Susan Cole-King, Vicar of Drayton, left England to be trained and ordained in America, and gained a great deal of unwanted publicity by doing so. Her father was Leonard Wilson, the Bishop of Singapore, who was captured and tortured by the Japanese. Like some other men of notable courage, he was an extremely difficult, irritable husband and father. Before becoming a priest, Susan Cole-King was a doctor who worked in Malawi and Ethiopia. After an adventurous life in troubled areas of the world, she feels that being a parish priest is the biggest challenge she has ever faced; anyone interested in the position

of women in the church will find her comments particularly rewarding.

Many of those interviewed believe that, in spite of Tory objections, the Church should be more outspoken about social problems.
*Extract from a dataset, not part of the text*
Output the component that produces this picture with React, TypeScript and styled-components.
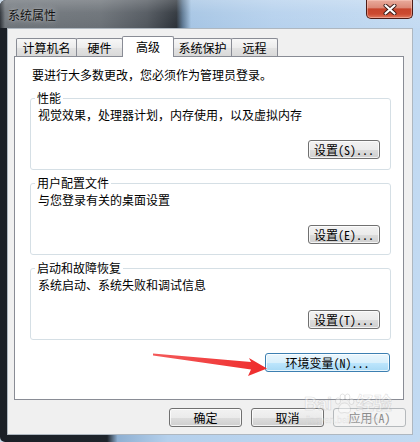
import React from 'react';
import styled, { createGlobalStyle } from 'styled-components';

const FONT = `"Noto Sans Mono CJK SC", "Noto Sans CJK SC", "Noto Sans CJK JP", sans-serif`;

const GlobalStyle = createGlobalStyle`
  html, body { margin: 0; padding: 0; background: #c9d9e8; }
  body { width: 420px; height: 442px; overflow: hidden; font-family: ${FONT}; }
  * { box-sizing: border-box; }
`;

const Window = styled.div`
  position: relative;
  width: 420px;
  height: 442px;
  display: flex;
  flex-direction: column;
  border-radius: 6px 6px 5px 5px;
  overflow: hidden;
  background: linear-gradient(to right, #1b2027 0%, #1e242b 25.5%, #8fb0d2 28%, #b5d0ec 40%, #c2daf2 100%);
  font-family: ${FONT};
  font-size: 12px;
  color: #000;
`;

const TitleBar = styled.div`
  height: 28px;
  flex: none;
  display: flex;
  align-items: flex-start;
  justify-content: space-between;
  background:
    linear-gradient(to bottom, rgba(255, 255, 255, 0.22) 0%, rgba(255, 255, 255, 0.06) 45%, rgba(255, 255, 255, 0) 100%),
    linear-gradient(to right, #2a2f35 0%, #6f757b 1.2%, #6a7076 24%, #50565d 35%, #2c3239 42%, #5d7893 43.5%, #a6c5e4 45.5%, #b6d1ed 65%, #c4dbf2 100%);
`;

const Title = styled.div`
  padding-left: 8px;
  line-height: 30px;
  font-size: 12px;
  color: #111;
  text-shadow: 0 0 6px rgba(255, 255, 255, 0.55), 0 0 2px rgba(255, 255, 255, 0.35);
`;

const CloseButton = styled.div`
  width: 47px;
  height: 19px;
  margin-right: 7px;
  border: 1px solid #4d1b15;
  border-top: none;
  border-radius: 0 0 5px 5px;
  background: linear-gradient(to bottom, #e9ab9c 0%, #dc8a78 42%, #c7452c 50%, #cc4a30 78%, #e07a5f 100%);
  box-shadow: inset 0 0 0 1px rgba(255, 210, 200, 0.45);
  display: flex;
  align-items: center;
  justify-content: center;
`;

const Client = styled.div`
  flex: 1;
  margin: 0 7px 7px;
  border: 1px solid #aeb7c0;
  background: #f0f0f0;
  padding: 7px 8px 0 6px;
  display: flex;
  flex-direction: column;
`;

const TabStrip = styled.div`
  height: 20px;
  display: flex;
  align-items: flex-end;
  padding-left: 2px;
  position: relative;
  z-index: 1;
`;

const Tab = styled.div<{ $w: number; $active?: boolean }>`
  width: ${(p) => p.$w}px;
  height: ${(p) => (p.$active ? 21 : 18)}px;
  margin-bottom: ${(p) => (p.$active ? -1 : 0)}px;
  position: relative;
  z-index: ${(p) => (p.$active ? 2 : 1)};
  border: 1px solid #898c95;
  border-bottom: none;
  border-radius: 2px 2px 0 0;
  background: ${(p) =>
    p.$active ? '#ffffff' : 'linear-gradient(to bottom, #f7f7f7 0%, #ececec 50%, #e3e3e3 51%, #d9d9d9 100%)'};
  display: flex;
  align-items: center;
  justify-content: center;
  line-height: 16px;
  padding-top: ${(p) => (p.$active ? 0 : 1)}px;
  & + & {
    margin-left: -1px;
  }
`;

const Panel = styled.div`
  width: 390px;
  height: 344px;
  border: 1px solid #898c95;
  background: #ffffff;
  padding: 10px 12px 0 15px;
  display: flex;
  flex-direction: column;
`;

const Intro = styled.div`
  line-height: 16px;
  margin-left: 2px;
`;

const Groups = styled.div`
  display: flex;
  flex-direction: column;
  gap: 5px;
  margin-top: 7px;
`;

const Group = styled.fieldset`
  margin: 0;
  min-width: 0;
  padding: 0 10px 10px 7px;
  border: 1px solid #d5dfe5;
  border-radius: 3px;
  display: flex;
  flex-direction: column;
`;

const Legend = styled.legend`
  padding: 0 2px;
  margin-left: -3px;
  line-height: 16px;
  font-size: 12px;
`;

const Desc = styled.div`
  line-height: 16px;
  margin-top: 1px;
`;

const ButtonRow = styled.div<{ $mt: number; $mr?: number; $gap?: number }>`
  display: flex;
  justify-content: flex-end;
  gap: ${(p) => p.$gap ?? 0}px;
  margin-top: ${(p) => p.$mt}px;
  margin-right: ${(p) => p.$mr ?? 0}px;
`;

type Variant = 'normal' | 'hot' | 'disabled';

const Button = styled.button<{ $w: number; $variant?: Variant }>`
  width: ${(p) => p.$w}px;
  height: 19px;
  padding: 0;
  margin: 0;
  font-family: ${FONT};
  font-size: 12px;
  line-height: 16px;
  border-radius: 3px;
  display: flex;
  align-items: center;
  justify-content: center;
  border: 1px solid
    ${(p) => (p.$variant === 'hot' ? '#3c7fb1' : p.$variant === 'disabled' ? '#b5b9bc' : '#707070')};
  color: ${(p) => (p.$variant === 'disabled' ? '#8b8b8b' : '#000')};
  background: ${(p) =>
    p.$variant === 'hot'
      ? 'linear-gradient(to bottom, #eaf6fd 0%, #d9f0fc 50%, #bee6fd 51%, #a7d9f5 100%)'
      : p.$variant === 'disabled'
      ? '#f4f4f4'
      : 'linear-gradient(to bottom, #f2f2f2 0%, #ebebeb 50%, #dddddd 51%, #cfcfcf 100%)'};
  box-shadow: inset 0 0 0 1px
    ${(p) => (p.$variant === 'disabled' ? 'rgba(255,255,255,0)' : 'rgba(255,255,255,0.75)')};
`;

const Overlay = styled.svg`
  position: absolute;
  left: 0;
  top: 0;
  pointer-events: none;
  z-index: 5;
`;

const Watermark = styled.div`
  position: absolute;
  left: 304px;
  top: 393px;
  pointer-events: none;
  z-index: 6;
  display: flex;
  flex-direction: column;
  align-items: flex-start;
  opacity: 0.5;
`;

const WmLine = styled.div`
  display: flex;
  align-items: center;
  gap: 1px;
`;

const WmBig = styled.span`
  font-family: "Liberation Sans", "Noto Sans CJK SC", sans-serif;
  font-weight: bold;
  font-size: 18px;
  line-height: 22px;
  color: rgba(255, 255, 255, 0.75);
  -webkit-text-stroke: 0.6px rgba(150, 150, 150, 0.6);
`;

const WmSmall = styled.div`
  font-family: "Liberation Sans", sans-serif;
  font-size: 9px;
  line-height: 10px;
  color: rgba(255, 255, 255, 0.8);
  -webkit-text-stroke: 0.3px rgba(150, 150, 150, 0.5);
  margin-left: 2px;
`;

const groups = [
  { title: '性能', desc: '视觉效果，处理器计划，内存使用，以及虚拟内存', btn: '设置(S)...' },
  { title: '用户配置文件', desc: '与您登录有关的桌面设置', btn: '设置(E)...' },
  { title: '启动和故障恢复', desc: '系统启动、系统失败和调试信息', btn: '设置(T)...' },
];

const tabs = [
  { label: '计算机名', w: 61 },
  { label: '硬件', w: 47 },
  { label: '高级', w: 52, active: true },
  { label: '系统保护', w: 59 },
  { label: '远程', w: 47 },
];

export default function App() {
  return (
    <>
      <GlobalStyle />
      <Window>
        <TitleBar>
          <Title>系统属性</Title>
          <CloseButton>
            <svg width="14" height="11" viewBox="0 0 14 11">
              <path d="M2.5 1.5 L11.5 9.5 M11.5 1.5 L2.5 9.5" stroke="#3a1a16" strokeWidth="4" strokeLinecap="round" />
              <path d="M2.5 1.5 L11.5 9.5 M11.5 1.5 L2.5 9.5" stroke="#ffffff" strokeWidth="2.2" strokeLinecap="round" />
            </svg>
          </CloseButton>
        </TitleBar>
        <Client>
          <TabStrip>
            {tabs.map((t) => (
              <Tab key={t.label} $w={t.w} $active={t.active}>
                {t.label}
              </Tab>
            ))}
          </TabStrip>
          <Panel>
            <Intro>要进行大多数更改，您必须作为管理员登录。</Intro>
            <Groups>
              {groups.map((g) => (
                <Group key={g.title}>
                  <Legend>{g.title}</Legend>
                  <Desc>{g.desc}</Desc>
                  <ButtonRow $mt={17}>
                    <Button $w={72}>{g.btn}</Button>
                  </ButtonRow>
                </Group>
              ))}
            </Groups>
            <ButtonRow $mt={13} $mr={1}>
              <Button $w={125} $variant="hot">
                环境变量(N)...
              </Button>
            </ButtonRow>
          </Panel>
          <ButtonRow $mt={8} $mr={-2} $gap={9}>
            <Button $w={73}>确定</Button>
            <Button $w={73}>取消</Button>
            <Button $w={73} $variant="disabled">
              应用(A)
            </Button>
          </ButtonRow>
        </Client>
        <Overlay width="420" height="442" viewBox="0 0 420 442">
          <defs>
            <linearGradient id="arrowFill" x1="0" y1="0" x2="1" y2="0">
              <stop offset="0" stopColor="#f45a5a" />
              <stop offset="1" stopColor="#ee2b2b" />
            </linearGradient>
          </defs>
          <polygon
            points="153,353.5 251,362 249,358 267,368.5 248,376 251,369.5 153,355.5"
            fill="url(#arrowFill)"
          />
        </Overlay>
        <Watermark>
          <WmLine>
            <WmBig>Bai</WmBig>
            <svg width="22" height="22" viewBox="0 0 22 22">
              <g fill="rgba(255,255,255,0.75)" stroke="rgba(150,150,150,0.6)" strokeWidth="0.8">
                <ellipse cx="5" cy="8" rx="2.5" ry="3.2" />
                <ellipse cx="9.5" cy="4" rx="2.4" ry="3" />
                <ellipse cx="14.5" cy="4" rx="2.4" ry="3" />
                <ellipse cx="18.5" cy="8.5" rx="2.4" ry="3" />
                <path d="M11.5 10 C6.5 10 4.5 16 6 18.5 C7.5 21 10 19.5 11.5 19.5 C13 19.5 15.5 21 17 18.5 C18.5 16 16.5 10 11.5 10 Z" />
              </g>
            </svg>
            <WmBig>经验</WmBig>
          </WmLine>
          <WmSmall>jingyan.baidu.com</WmSmall>
        </Watermark>
      </Window>
    </>
  );
}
The Bishop of Oxford thinks that the English are less concerned with religion than most nations, and that the clergy are in danger of becoming obsolete, but this book gives a vivid picture of dedicated men and women doing difficult and valuable work in the face of formidable difficulties.

Whom will Mary Loudon interview next? Politicians, actors, psychiatrists? Every profession has its peculiarities, and she's so good at the job I think she might even be able to make us feel that accountants are fascinating.